Return to work vs remote work. Companies are posting far less remote roles, but job seekers are still applying for mostly remote jobs. How can we bridge the gap?

If there’s a hiring manager out in Charlotte who feels like they just keep getting beat out for candidates in the city, or they’re like struggling to find the right fit, what should they do?

Call Insight Global? *laughs* We have a term that we use called “speed to market,” meaning how quickly do we identify the right candidate and send it over to that client? [Keeping that time low] is something that will cut down or mitigate any risk of the candidate taking another opportunity or no longer being in the market.

However, there’s a second half to that piece, and that’s the process that the manager needs to work. Shorten interview times, have everybody on one call that needs to make the decision. Just have your ducks in a row so you can make decisions quickly.
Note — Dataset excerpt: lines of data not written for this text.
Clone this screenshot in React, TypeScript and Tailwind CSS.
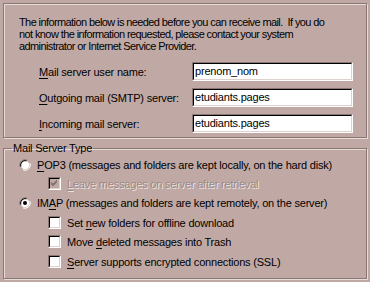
import React from 'react';

const face = 'bg-[#c0a9a5]';

const U: React.FC<{ children: React.ReactNode }> = ({ children }) => (
  <span className="underline underline-offset-[2px]">{children}</span>
);

const Field: React.FC<{ value: string }> = ({ value }) => (
  <div className="h-[19px] w-[161px] border border-t-[#8a7673] border-l-[#8a7673] border-b-white border-r-white">
    <div className="h-full border border-t-black border-l-black border-b-[#ddd0cd] border-r-[#ddd0cd] bg-white pl-[1px] leading-[15px] text-black">
      {value}
    </div>
  </div>
);

const Radio: React.FC<{ checked?: boolean }> = ({ checked }) => (
  <svg width="12" height="12" viewBox="0 0 12 12" className="shrink-0">
    <circle cx="6" cy="6" r="4.3" fill="#fff" />
    <path d="M11 4 A5.5 5.5 0 0 1 4 11" fill="none" stroke="#fff" strokeWidth="1" />
    <path d="M1 8 A5.5 5.5 0 0 1 8 1" fill="none" stroke="#8a7673" strokeWidth="1" />
    <path d="M1.8 7.5 A4.6 4.6 0 0 1 7.5 1.8" fill="none" stroke="#000" strokeWidth="1" />
    {checked && <circle cx="6" cy="6" r="2" fill="#000" />}
  </svg>
);

const Check: React.FC<{ checked?: boolean; disabled?: boolean }> = ({ checked, disabled }) => (
  <div className="h-[13px] w-[13px] shrink-0 border border-t-[#8a7673] border-l-[#8a7673] border-b-white border-r-white">
    <div
      className={`h-full border border-t-black border-l-black border-b-[#ddd0cd] border-r-[#ddd0cd] ${
        disabled ? face : 'bg-white'
      }`}
    >
      {checked && (
        <svg width="9" height="9" viewBox="0 0 9 9" className="block">
          <path d="M1 3 L3 5 L7 1 M1 4 L3 6 L7 2 M1 5 L3 7 L7 3" fill="none" stroke={disabled ? '#8a7673' : '#000'} strokeWidth="1" />
        </svg>
      )}
    </div>
  </div>
);

export default function App() {
  return (
    <div
      className={`h-[282px] w-[370px] overflow-hidden ${face} px-[3px] pt-[3px] text-[11px] leading-[12px] tracking-[-0.2px] text-black`}
      style={{ fontFamily: '"Liberation Sans", Arial, sans-serif' }}
    >
      <div className="h-[135px] border border-[#8a7673] shadow-[inset_1px_1px_0_#e6dcda,1px_1px_0_#e6dcda] pl-[15px] pr-[4px] pt-[12px]">
        <p className="whitespace-nowrap tracking-[-0.6px]">
          The information below is needed before you can receive mail.&nbsp; If you do
          <br />
          not know the information requested, please contact your system
          <br />
          administrator or Internet Service Provider.
        </p>
        <div className="mt-[10px] grid grid-cols-[153px_161px] items-center gap-y-[7px] pl-[20px]">
          <span>
            <U>M</U>ail server user name:
          </span>
          <Field value="prenom_nom" />
          <span>
            <U>O</U>utgoing mail (SMTP) server:
          </span>
          <Field value="etudiants.pages" />
          <span>
            <U>I</U>ncoming mail server:
          </span>
          <Field value="etudiants.pages" />
        </div>
      </div>

      <fieldset className="mt-[4px] h-[137px] border border-[#8a7673] shadow-[inset_1px_1px_0_#e6dcda,1px_1px_0_#e6dcda]">
        <legend className="ml-[8px] px-[1px]">Mail Server Type</legend>
        <div className="mt-[1px] flex flex-col pl-[15px]">
          <label className="flex h-[19px] items-center gap-[6px]">
            <Radio />
            <span>
              <U>P</U>OP3 (messages and folders are kept locally, on the hard disk)
            </span>
          </label>
          <label className="flex h-[19px] items-center gap-[6px] pl-[29px]">
            <Check checked disabled />
            <span className="text-[#9c8885] [text-shadow:1px_1px_0_#eee4e2]">
              <U>L</U>eave messages on server after retrieval
            </span>
          </label>
          <label className="flex h-[19px] items-center gap-[6px]">
            <Radio checked />
            <span>
              IM<U>A</U>P (messages and folders are kept remotely, on the server)
            </span>
          </label>
          <label className="mt-[1px] flex h-[19px] items-center gap-[6px] pl-[29px]">
            <Check />
            <span>
              Set <U>n</U>ew folders for offline download
            </span>
          </label>
          <label className="flex h-[19px] items-center gap-[6px] pl-[29px]">
            <Check />
            <span>
              Move <U>d</U>eleted messages into Trash
            </span>
          </label>
          <label className="mt-[1px] flex h-[19px] items-center gap-[6px] pl-[29px]">
            <Check />
            <span>
              <U>S</U>erver supports encrypted connections (SSL)
            </span>
          </label>
        </div>
      </fieldset>
    </div>
  );
}
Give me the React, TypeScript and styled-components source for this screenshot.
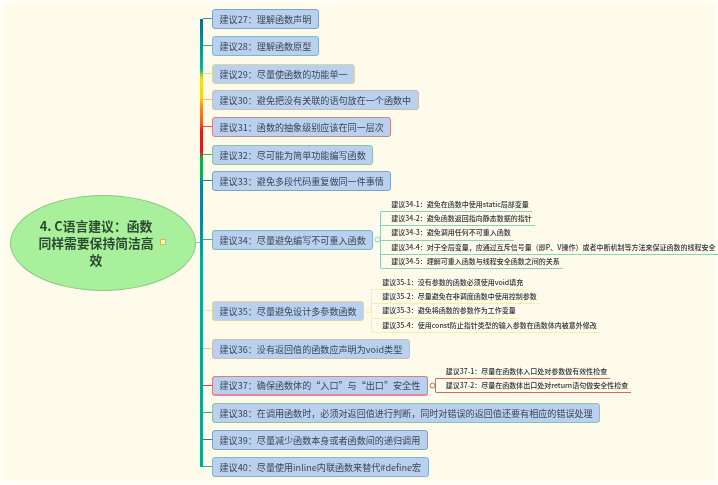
import React from "react";
import styled, { createGlobalStyle } from "styled-components";

const GlobalStyle = createGlobalStyle`
  html, body {
    margin: 0;
    padding: 0;
    background: #fffdf4;
  }
`;

const Page = styled.div`
  width: 718px;
  height: 485px;
  overflow: hidden;
  display: flex;
  align-items: center;
  padding-left: 10px;
  box-sizing: border-box;
  background: #fefbea;
  box-shadow: inset 0 0 4px 3px #fffef8;
  font-family: "Noto Sans CJK SC", "Noto Sans", sans-serif;
  color: #3b4654;
  filter: blur(0.35px);
`;

const Topic = styled.div`
  flex: none;
  width: 186px;
  height: 96px;
  box-sizing: border-box;
  display: flex;
  align-items: center;
  justify-content: center;
  gap: 6px;
  padding-right: 2px;
  border: 1px solid #8fc583;
  border-radius: 50%;
  background: #a9f09c;
`;

const TopicTitle = styled.div`
  width: 116px;
  font-size: 12.8px;
  line-height: 17px;
  font-weight: 700;
  text-align: center;
  color: #2c4a30;
`;

const NoteIcon = styled.span`
  width: 6px;
  height: 6px;
  margin-top: -1px;
  box-sizing: border-box;
  border: 1px solid #eeb04a;
  background: #fff3c6;
`;

const TopicLink = styled.div`
  flex: none;
  width: 4px;
  height: 1px;
  background: #7fc9b4;
`;

const Branches = styled.div`
  flex: none;
  display: flex;
  flex-direction: column;
  padding: 8px 0;
  background-image: linear-gradient(
    to bottom,
    #0d6b8c 0,
    #0f8d94 24px,
    #10b096 50px,
    #f7dc16 60px,
    #f8d810 78px,
    #f58c22 88px,
    #e86020 104px,
    #dd1b1b 112px,
    #dd1b1b 132px,
    #12ad52 140px,
    #12ad52 156px,
    #0a7fa8 166px,
    #0a84a4 200px,
    #0aa898 240px,
    #0aa88c 448px
  );
  background-repeat: no-repeat;
  background-position: 0 18px;
  background-size: 3px 448px;
`;

const Row = styled.div<{ $gap: number }>`
  display: flex;
  align-items: center;
  height: 20px;
  margin-top: ${(p) => p.$gap}px;
`;

const Stub = styled.div<{ $color: string }>`
  flex: none;
  width: 9px;
  height: 1px;
  margin-left: 3px;
  background: ${(p) => p.$color};
`;

const Node = styled.div<{ $color: string; $accent?: boolean }>`
  flex: none;
  height: 20px;
  box-sizing: border-box;
  display: flex;
  align-items: center;
  padding: 0 6.5px;
  border: 1.5px solid ${(p) => p.$color};
  border-bottom: ${(p) => (p.$accent ? "2px solid #ef7f9c" : `1.5px solid ${p.$color}`)};
  border-radius: 3px;
  background: #b9d0ee;
  font-size: 9.08px;
  white-space: nowrap;
`;

const Fold = styled.svg`
  flex: none;
  display: block;
  margin: 0 -1px 0 1px;
`;

const SubList = styled.div<{ $offset: number }>`
  flex: none;
  align-self: flex-start;
  margin-top: ${(p) => p.$offset}px;
  display: flex;
  flex-direction: column;
`;

const SubItem = styled.div<{ $color: string }>`
  align-self: flex-start;
  height: 14.4px;
  box-sizing: border-box;
  padding: 0 3px 0 10px;
  border-bottom: 1px solid ${(p) => p.$color};
  border-left: 1px solid transparent;
  font-size: 7px;
  font-weight: 500;
  line-height: 13px;
  white-space: nowrap;
  color: #2e333a;

  &:not(:first-child) {
    border-left-color: ${(p) => p.$color};
  }

  &:last-child {
    border-bottom-left-radius: 2px;
  }
`;

type Advice = {
  text: string;
  color: string;
  stub: string;
  gap: number;
  accent?: boolean;
  subs?: string[];
  subColor?: string;
  subOffset?: number;
};

const advices: Advice[] = [
  { text: "建议27\uFF1A理解函数声明", color: "#7ba4c8", stub: "#4a8a9c", gap: 0 },
  { text: "建议28\uFF1A理解函数原型", color: "#7fb6c8", stub: "#3f9fa5", gap: 7 },
  { text: "建议29\uFF1A尽量使函数的功能单一", color: "#d9d6a0", stub: "#f3e27a", gap: 8 },
  { text: "建议30\uFF1A避免把没有关联的语句放在一个函数中", color: "#c9bfae", stub: "#f2c08a", gap: 6 },
  { text: "建议31\uFF1A函数的抽象级别应该在同一层次", color: "#d57f86", stub: "#e0504e", gap: 7 },
  { text: "建议32\uFF1A尽可能为简单功能编写函数", color: "#8fc2a2", stub: "#4aa86a", gap: 8 },
  { text: "建议33\uFF1A避免多段代码重复做同一件事情", color: "#7ba4c8", stub: "#2f7f8f", gap: 6 },
  {
    text: "建议34\uFF1A尽量避免编写不可重入函数",
    color: "#7fb6c8",
    stub: "#46a89c",
    gap: 39,
    subColor: "#8fd0bc",
    subOffset: -32,
    subs: [
      "建议34-1\uFF1A避免在函数中使用static局部变量",
      "建议34-2\uFF1A避免函数返回指向静态数据的指针",
      "建议34-3\uFF1A避免调用任何不可重入函数",
      "建议34-4\uFF1A对于全局变量\uFF0C应通过互斥信号量\uFF08即P、V操作\uFF09或者中断机制等方法来保证函数的线程安全",
      "建议34-5\uFF1A理解可重入函数与线程安全函数之间的关系",
    ],
  },
  {
    text: "建议35\uFF1A尽量避免设计多参数函数",
    color: "#d9d6a0",
    stub: "#f3e890",
    gap: 51,
    subColor: "#f6efa8",
    subOffset: -25,
    subs: [
      "建议35-1\uFF1A没有参数的函数必须使用void填充",
      "建议35-2\uFF1A尽量避免在非调度函数中使用控制参数",
      "建议35-3\uFF1A避免将函数的参数作为工作变量",
      "建议35-4\uFF1A使用const防止指针类型的输入参数在函数体内被意外修改",
    ],
  },
  { text: "建议36\uFF1A没有返回值的函数应声明为void类型", color: "#c9bfae", stub: "#f2c890", gap: 18 },
  {
    text: "建议37\uFF1A确保函数体的\u201C入口\u201D与\u201C出口\u201D安全性",
    color: "#d57f86",
    stub: "#e0405a",
    gap: 17,
    accent: true,
    subColor: "#d9685c",
    subOffset: -11,
    subs: [
      "建议37-1\uFF1A尽量在函数体入口处对参数做有效性检查",
      "建议37-2\uFF1A尽量在函数体出口处对return语句做安全性检查",
    ],
  },
  {
    text: "建议38\uFF1A在调用函数时\uFF0C必须对返回值进行判断\uFF0C同时对错误的返回值还要有相应的错误处理",
    color: "#8fc2a2",
    stub: "#4aa878",
    gap: 7,
  },
  { text: "建议39\uFF1A尽量减少函数本身或者函数间的递归调用", color: "#7ba4c8", stub: "#2f7f8f", gap: 7 },
  { text: "建议40\uFF1A尽量使用inline内联函数来替代#define宏", color: "#7fb6c8", stub: "#46a89c", gap: 7 },
];

const topicTitle = "4. C语言建议\uFF1A函数同样需要保持简洁高效";

const App: React.FC = () => {
  return (
    <Page>
      <GlobalStyle />
      <Topic>
        <TopicTitle>{topicTitle}</TopicTitle>
        <NoteIcon />
      </Topic>
      <TopicLink />
      <Branches>
        {advices.map((item) => (
          <Row key={item.text} $gap={item.gap}>
            <Stub $color={item.stub} />
            <Node $color={item.color} $accent={item.accent}>
              {item.text}
            </Node>
            {item.subs && (
              <>
                <Fold width="7" height="7" viewBox="0 0 7 7">
                  <circle cx="3.5" cy="3.5" r="2.5" fill="#fefbea" stroke={item.subColor} />
                </Fold>
                <SubList $offset={item.subOffset ?? 0}>
                  {item.subs.map((sub) => (
                    <SubItem key={sub} $color={item.subColor ?? "#000"}>
                      {sub}
                    </SubItem>
                  ))}
                </SubList>
              </>
            )}
          </Row>
        ))}
      </Branches>
    </Page>
  );
};

export default App;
Some people have the philosophy that they need to be a hundred percent sure of someone. They think they need to go through four rounds of interviews, give a personality test, and all this other stuff. But you could still miss on that hire, and you’ve wasted a lot of time. Let’s make sure the candidate checks a lot of boxes but make that process really quick. You can have one round of interviews and have everybody on it. Let’s hire them and see what they can do, and then make the decision based off that.

This is very Charlotte specific. What’s your favorite spot to take a candidate for lunch or go for coffee?

There are a couple of neighborhoods that areas of Charlotte that I would say stick out there. One is South End. There are some really good restaurants and some places to hang out. Superica is a great spot.

My favorite coffee spot here in the city is Salud in NoDa. It has a great area to sit, have conversation, learn, and connect with people who are in the job market. And then I’m always a sucker for an Irish pub to talk to clients and meet with individuals. Workman’s Friend in the Plaza Midwood area is a great one.